What you Need to Know Before Vacating your Senior Living Apartment
There may come a time when a move from assisted living, memory care or a senior living apartment is necessary. This may be due to downsizing apartments, a change in care level, or because of a death. These are tips for vacating the facility.
Most senior living communities require a notice period. This varies from place to place. Upon moving into the building, a contract was signed. The contract has a section specific for vacating the unit. The most common notice period is 30 days. Some facilities require the notice to be from the beginning of the month. For example, if I want to move before May 1st my notice would be required on or before April 1st. There are independent senior living apartments that require a 60 day notice and this is why reading your contract is necessary.
What It Costs
Like the specific notice period, the cost for the notice period will vary. When it comes to assisted living, care suites or memory care the rent is higher than senior living. Most communities expect the consumer to pay the full rent on the apartment for the entire notice period. If the community is billing rent and services together as a package, both will likely be charged through the notice period.
Vacating After a Death
When you move to senior living it is like renting an apartment.
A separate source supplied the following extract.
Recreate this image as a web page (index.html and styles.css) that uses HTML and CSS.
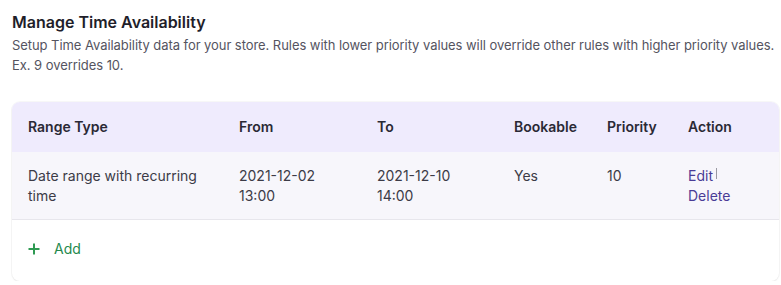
FILE: index.html
```html
<!DOCTYPE html>
<html lang="en">
<head>
<meta charset="utf-8">
<title>Manage Time Availability</title>
<link rel="stylesheet" href="styles.css">
</head>
<body>
<main class="page">
  <h1 class="title">Manage Time Availability</h1>
  <p class="desc">Setup Time Availability data for your store. Rules with lower priority values will override other rules with higher priority values. Ex. 9 overrides 10.</p>
  <section class="card">
    <table class="rules">
      <colgroup>
        <col class="c1"><col class="c2"><col class="c3"><col class="c4"><col class="c5"><col class="c6">
      </colgroup>
      <thead>
        <tr>
          <th>Range Type</th>
          <th>From</th>
          <th>To</th>
          <th>Bookable</th>
          <th>Priority</th>
          <th>Action</th>
        </tr>
      </thead>
      <tbody>
        <tr>
          <td>Date range with recurring time</td>
          <td>2021-12-02<br>13:00</td>
          <td>2021-12-10<br>14:00</td>
          <td>Yes</td>
          <td>10</td>
          <td><a class="act" href="#">Edit</a><span class="sep"></span><br><a class="act" href="#">Delete</a></td>
        </tr>
      </tbody>
    </table>
    <div class="add-row">
      <a class="add" href="#">
        <svg class="plus" width="12" height="12" viewBox="0 0 12 12" aria-hidden="true"><path d="M6 0.5V11.5M0.5 6H11.5" stroke="currentColor" stroke-width="2" fill="none"/></svg>
        <span>Add</span>
      </a>
    </div>
  </section>
</main>
</body>
</html>
```

FILE: styles.css
```css
* { box-sizing: border-box; }
html, body { margin: 0; padding: 0; background: #ffffff; }
body {
  font-family: Inter, "Noto Sans", "Liberation Sans", sans-serif;
  color: #3a3946;
}
.page { padding: 10px 0 0 12px; width: 781px; }
.title {
  margin: 0;
  font-size: 16px;
  line-height: 24px;
  font-weight: 600;
  color: #1f1e2a;
}
.desc {
  margin: 1px 0 0;
  font-size: 13px;
  line-height: 20px;
  letter-spacing: -0.06px;
  color: #55545f;
  width: 769px;
}
.card {
  margin-top: 27px;
  width: 767px;
  border-radius: 8px;
  background: #ffffff;
  box-shadow: 0 1px 2px rgba(0,0,0,0.06), 0 0 0 1px rgba(0,0,0,0.03);
  overflow: hidden;
}
.rules {
  width: 100%;
  border-collapse: collapse;
  table-layout: fixed;
  font-size: 14px;
  line-height: 20px;
}
.c1 { width: 211px; }
.c2 { width: 138px; }
.c3 { width: 137px; }
.c4 { width: 93px; }
.c5 { width: 81px; }
.c6 { width: 107px; }
.rules th {
  text-align: left;
  font-weight: 600;
  color: #2a2935;
  background: #efebfd;
  padding: 15px 16px;
  height: 50px;
}
.rules td {
  vertical-align: top;
  background: #f7f6fb;
  padding: 14px 16px 13px;
  border-bottom: 1px solid #e7e6ec;
  color: #3c3b47;
}
.act { color: #4a3c96; text-decoration: none; }
.sep {
  display: inline-block;
  width: 1px;
  height: 11px;
  background: #9b9aa3;
  margin-left: 3px;
  vertical-align: 2px;
}
.add-row { padding: 19px 16px 22px; }
.add {
  display: inline-flex;
  align-items: center;
  gap: 14px;
  color: #25894d;
  text-decoration: none;
  font-size: 14px;
  line-height: 20px;
}
.plus { color: #2e9a52; }
```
It may surprise people that when a person residing in a senior living facility passes away, the rent for the apartment continues through the notice period. In this case, the family should contact the executive director within the facility to discuss specific details. Some communities will pro-rate the rent if they are able to re-rent the apartment to another client.
It is best practice to keep a copy of the senior living lease or contract somewhere it can easily be accessed. A copy of the contract must be kept by the management and can always be requested. Planning and knowing the process will save time and money in the future.